## Begin AVAILABLE DATA

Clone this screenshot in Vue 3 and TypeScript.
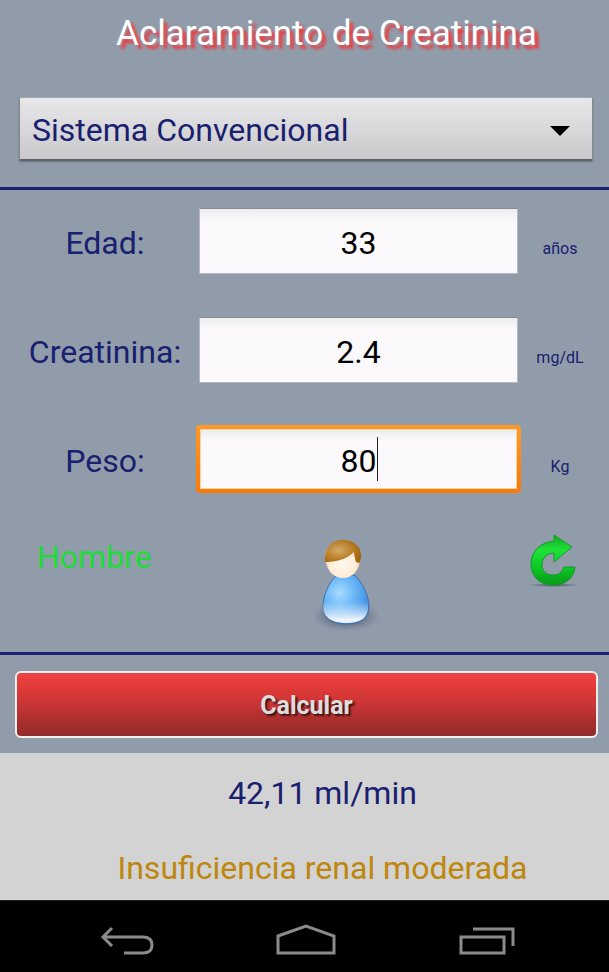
<script setup lang="ts">
import { ref, computed } from 'vue'

interface Field {
  id: string
  label: string
  unit: string
  value: string
}

const system = ref('Sistema Convencional')
const fields = ref<Field[]>([
  { id: 'edad', label: 'Edad:', unit: 'años', value: '33' },
  { id: 'creatinina', label: 'Creatinina:', unit: 'mg/dL', value: '2.4' },
  { id: 'peso', label: 'Peso:', unit: 'Kg', value: '80' },
])
const activeField = ref('peso')
const male = ref(true)
const sexLabel = computed(() => (male.value ? 'Hombre' : 'Mujer'))
const clearance = ref('42,11 ml/min')
const diagnosis = ref('Insuficiencia renal moderada')
</script>

<template>
  <div class="screen">
    <main class="app">
      <header class="head">
        <h1 class="title">Aclaramiento de Creatinina</h1>
        <div class="picker">
          <select v-model="system" class="system" aria-label="Sistema">
            <option>Sistema Convencional</option>
            <option>Sistema Internacional</option>
          </select>
          <svg class="caret" viewBox="0 0 20 10" aria-hidden="true"><path d="M0 0H20L10 10Z" /></svg>
        </div>
      </header>

      <section class="form">
        <div v-for="f in fields" :key="f.id" class="row">
          <label class="label" :for="f.id">{{ f.label }}</label>
          <div class="box" :class="{ active: f.id === activeField }">
            <input :id="f.id" v-model="f.value" class="input" type="text" inputmode="decimal" @focus="activeField = f.id" />
            <span v-if="f.id === activeField" class="cursor"></span>
          </div>
          <span class="unit">{{ f.unit }}</span>
        </div>
        <div class="row sex">
          <span class="sex-label">{{ sexLabel }}</span>
          <svg class="person" viewBox="0 0 74 96" aria-hidden="true">
            <defs>
              <radialGradient id="shade">
                <stop offset="0.4" stop-color="#46566a" stop-opacity="0.75" />
                <stop offset="1" stop-color="#6d7c8e" stop-opacity="0" />
              </radialGradient>
              <radialGradient id="body" cx="0.36" cy="0.36" r="0.68">
                <stop offset="0" stop-color="#a9dcff" />
                <stop offset="0.45" stop-color="#6db9f8" />
                <stop offset="1" stop-color="#3e8de0" />
              </radialGradient>
              <linearGradient id="glow" x1="0" y1="0" x2="0" y2="1">
                <stop offset="0.55" stop-color="#ffffff" stop-opacity="0" />
                <stop offset="0.93" stop-color="#ffffff" stop-opacity="0.9" />
              </linearGradient>
              <radialGradient id="face" cx="0.5" cy="0.6" r="0.6">
                <stop offset="0" stop-color="#fff8ed" />
                <stop offset="0.6" stop-color="#ffeed9" />
                <stop offset="1" stop-color="#ecc59a" />
              </radialGradient>
              <radialGradient id="hair" cx="0.38" cy="0.45" r="0.65">
                <stop offset="0" stop-color="#d3a967" />
                <stop offset="0.6" stop-color="#b97e28" />
                <stop offset="1" stop-color="#a36309" />
              </radialGradient>
            </defs>
            <ellipse cx="36" cy="80" rx="35" ry="16" fill="url(#shade)" />
            <path d="M26 40C19 46 13 60 13 70C13 83 24 88 37 88C50 88 59 82 59 71C59 59 52 47 45 39Z" fill="url(#body)" stroke="#416eae" stroke-width="1" />
            <path d="M26 40C19 46 13 60 13 70C13 83 24 87 37 87C50 87 58 82 58 71C58 59 52 47 45 39Z" fill="url(#glow)" />
            <path d="M15 21C15 10 23 6 34 6C45 6 50 12 50 22C50 34 43 42 33 42C23 42 16 34 15 21Z" fill="url(#face)" />
            <path d="M15 26C14 12 21 4 33 4C45 4 51 11 51 20C51 23 50 26 49 27L46 26C45 22 44 19 44 16C36 24 25 26 15 26Z" fill="url(#hair)" />
          </svg>
          <button class="swap" type="button" aria-label="Cambiar sexo" @click="male = !male">
            <svg viewBox="0 0 54 56" aria-hidden="true">
              <defs>
                <linearGradient id="green" x1="0" y1="0" x2="0" y2="1">
                  <stop offset="0" stop-color="#0dab20" />
                  <stop offset="0.3" stop-color="#20e23a" />
                  <stop offset="0.65" stop-color="#0bc826" />
                  <stop offset="1" stop-color="#099b18" />
                </linearGradient>
                <radialGradient id="ground">
                  <stop offset="0" stop-color="#394b55" stop-opacity="0.9" />
                  <stop offset="1" stop-color="#394b55" stop-opacity="0" />
                </radialGradient>
              </defs>
              <ellipse cx="27" cy="51" rx="26" ry="2" fill="url(#ground)" />
              <path d="M27 1L45 13L27 28V19C19 19 15 25 15 31C15 37 19 41 26 41C32 41 35 38 37 33H48C47 44 39 51 26 51C12 51 4 42 4 30C4 17 14 8 27 7Z" fill="url(#green)" stroke="#169a2c" stroke-width="1" />
            </svg>
          </button>
        </div>
      </section>

      <div class="actions">
        <button class="calc" type="button">Calcular</button>
      </div>

      <section class="result" aria-live="polite">
        <p class="line value">{{ clearance }}</p>
        <p class="line diagnosis">{{ diagnosis }}</p>
      </section>
    </main>

    <nav class="nav">
      <button type="button" aria-label="Atrás">
        <svg viewBox="0 0 60 32"><path d="M17 4L8 13L17 22M8 13H48C55 13 57 17 57 21C57 26 54 29 48 29H29" transform="translate(-1 0)" /></svg>
      </button>
      <button type="button" aria-label="Inicio">
        <svg viewBox="0 0 60 32"><path d="M2 12L30 2L58 12V29H2Z" /></svg>
      </button>
      <button type="button" aria-label="Recientes">
        <svg viewBox="0 0 60 32"><path d="M4 13H47V29H4ZM16 5H56V22" /></svg>
      </button>
    </nav>
  </div>
</template>

<style>
body {
  margin: 0;
  background: #000;
}
</style>

<style scoped>
.screen {
  min-height: 100vh;
  display: flex;
  flex-direction: column;
  font-family: Roboto, "Liberation Sans", sans-serif;
  font-size: 32px;
  line-height: 40px;
  color: #18206f;
  background: #000;
}
.screen *,
.screen {
  box-sizing: border-box;
}
.app {
  flex: 1;
  display: flex;
  flex-direction: column;
  background: #919cab;
}
.head {
  padding: 14px 16px 26px 19px;
  border-bottom: 3px solid #18206f;
}
.title {
  margin: 0 0 43px;
  padding-left: 41px;
  font-size: 35px;
  line-height: 40px;
  font-weight: 400;
  text-align: center;
  color: #fff;
  text-shadow: 4px 4px 3px #f0383c;
}
.picker {
  position: relative;
}
.system {
  display: block;
  width: 100%;
  height: 64px;
  padding: 3px 56px 0 12px;
  appearance: none;
  border: 1px solid #85898e;
  border-top-color: #a6abb1;
  border-bottom: 2px solid #5f6466;
  border-radius: 2px;
  background: linear-gradient(#e8e7e9, #c9c8ca);
  box-shadow: 0 1px 2px #66717f;
  font: inherit;
  color: inherit;
}
.caret {
  position: absolute;
  top: 29px;
  right: 23px;
  width: 20px;
  height: 10px;
  pointer-events: none;
}
.form {
  display: flex;
  flex-direction: column;
  gap: 41px;
  padding: 17px 10px 22px 14px;
  border-bottom: 3px solid #18206f;
}
.row {
  display: grid;
  grid-template-columns: 182px 1fr 78px;
  align-items: center;
}
.label {
  padding-top: 3px;
  text-align: center;
}
.box {
  position: relative;
  height: 68px;
  padding: 1px 3px;
}
.input {
  display: block;
  width: 100%;
  height: 100%;
  padding: 3px 0 0;
  border: 1px solid #b5b8bf;
  border-top-color: #858a93;
  border-radius: 0;
  outline: none;
  background: linear-gradient(#ececee, #fbf9fc 12px);
  font: inherit;
  text-align: center;
  color: #000;
}
.active {
  padding: 4px;
  border-radius: 4px;
  background: linear-gradient(#ff9a26, #f97906);
}
.active .input {
  border-color: #f4d2ac;
  caret-color: transparent;
}
.cursor {
  position: absolute;
  top: 12px;
  bottom: 12px;
  left: calc(50% + 18px);
  width: 1px;
  background: #222;
}
.unit {
  padding-top: 15px;
  font-size: 16px;
  line-height: 20px;
  text-align: center;
}
.sex {
  align-items: start;
}
.sex-label {
  padding: 3px 0 0 23px;
  color: #1fdb38;
}
.person {
  width: 74px;
  height: 96px;
  justify-self: center;
  margin: 2px 24px 0 0;
}
.sex {
  height: 96px;
}
.swap {
  justify-self: center;
  width: 54px;
  height: 56px;
  margin: 0 12px 0 0;
  padding: 0;
  border: 0;
  background: none;
}
.swap svg {
  display: block;
}
.actions {
  padding: 16px 11px 15px 15px;
}
.calc {
  display: block;
  width: 100%;
  height: 67px;
  padding: 2px 0 0;
  border: 2px solid #f3eeee;
  border-radius: 6px;
  background: linear-gradient(#f14144, #dc3936 28%, #c43437 55%, #b0302d 70%, #932b2d);
  font: inherit;
  font-size: 25px;
  font-weight: 700;
  color: #ddd;
  text-shadow: 2px 2px 2px #331414;
}
.result {
  flex: 1;
  display: flex;
  flex-direction: column;
  gap: 35px;
  padding: 20px 0 12px 36px;
  background: #d3d3d3;
  text-align: center;
}
.line {
  margin: 0;
}
.diagnosis {
  color: #bd860c;
}
.nav {
  display: grid;
  grid-template-columns: repeat(3, 1fr);
  height: 72px;
  padding: 0 32px 0 36px;
  background: #000;
  border-top: 1px solid #1c1c1c;
}
.nav button {
  display: flex;
  align-items: center;
  justify-content: center;
  padding: 6px 0 0;
  border: 0;
  background: none;
}
.nav svg {
  width: 60px;
  height: 32px;
  fill: none;
  stroke: #8b8b8b;
  stroke-width: 3;
}
</style>
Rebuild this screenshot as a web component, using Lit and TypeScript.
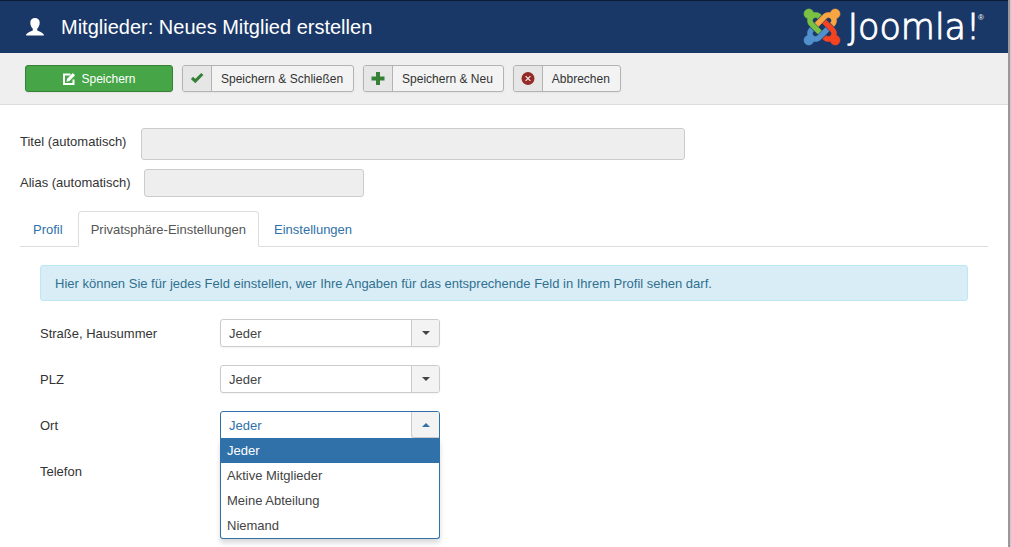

## End AVAILABLE DATA

▶ [GIVEN TASK]:
Check each line of the records for "screenshot" and copy the ones that contain it.

▶ [EXERCISE SOLUTION]:
Clone this screenshot in Vue 3 and TypeScript.
Rebuild this screenshot as a web component, using Lit and TypeScript.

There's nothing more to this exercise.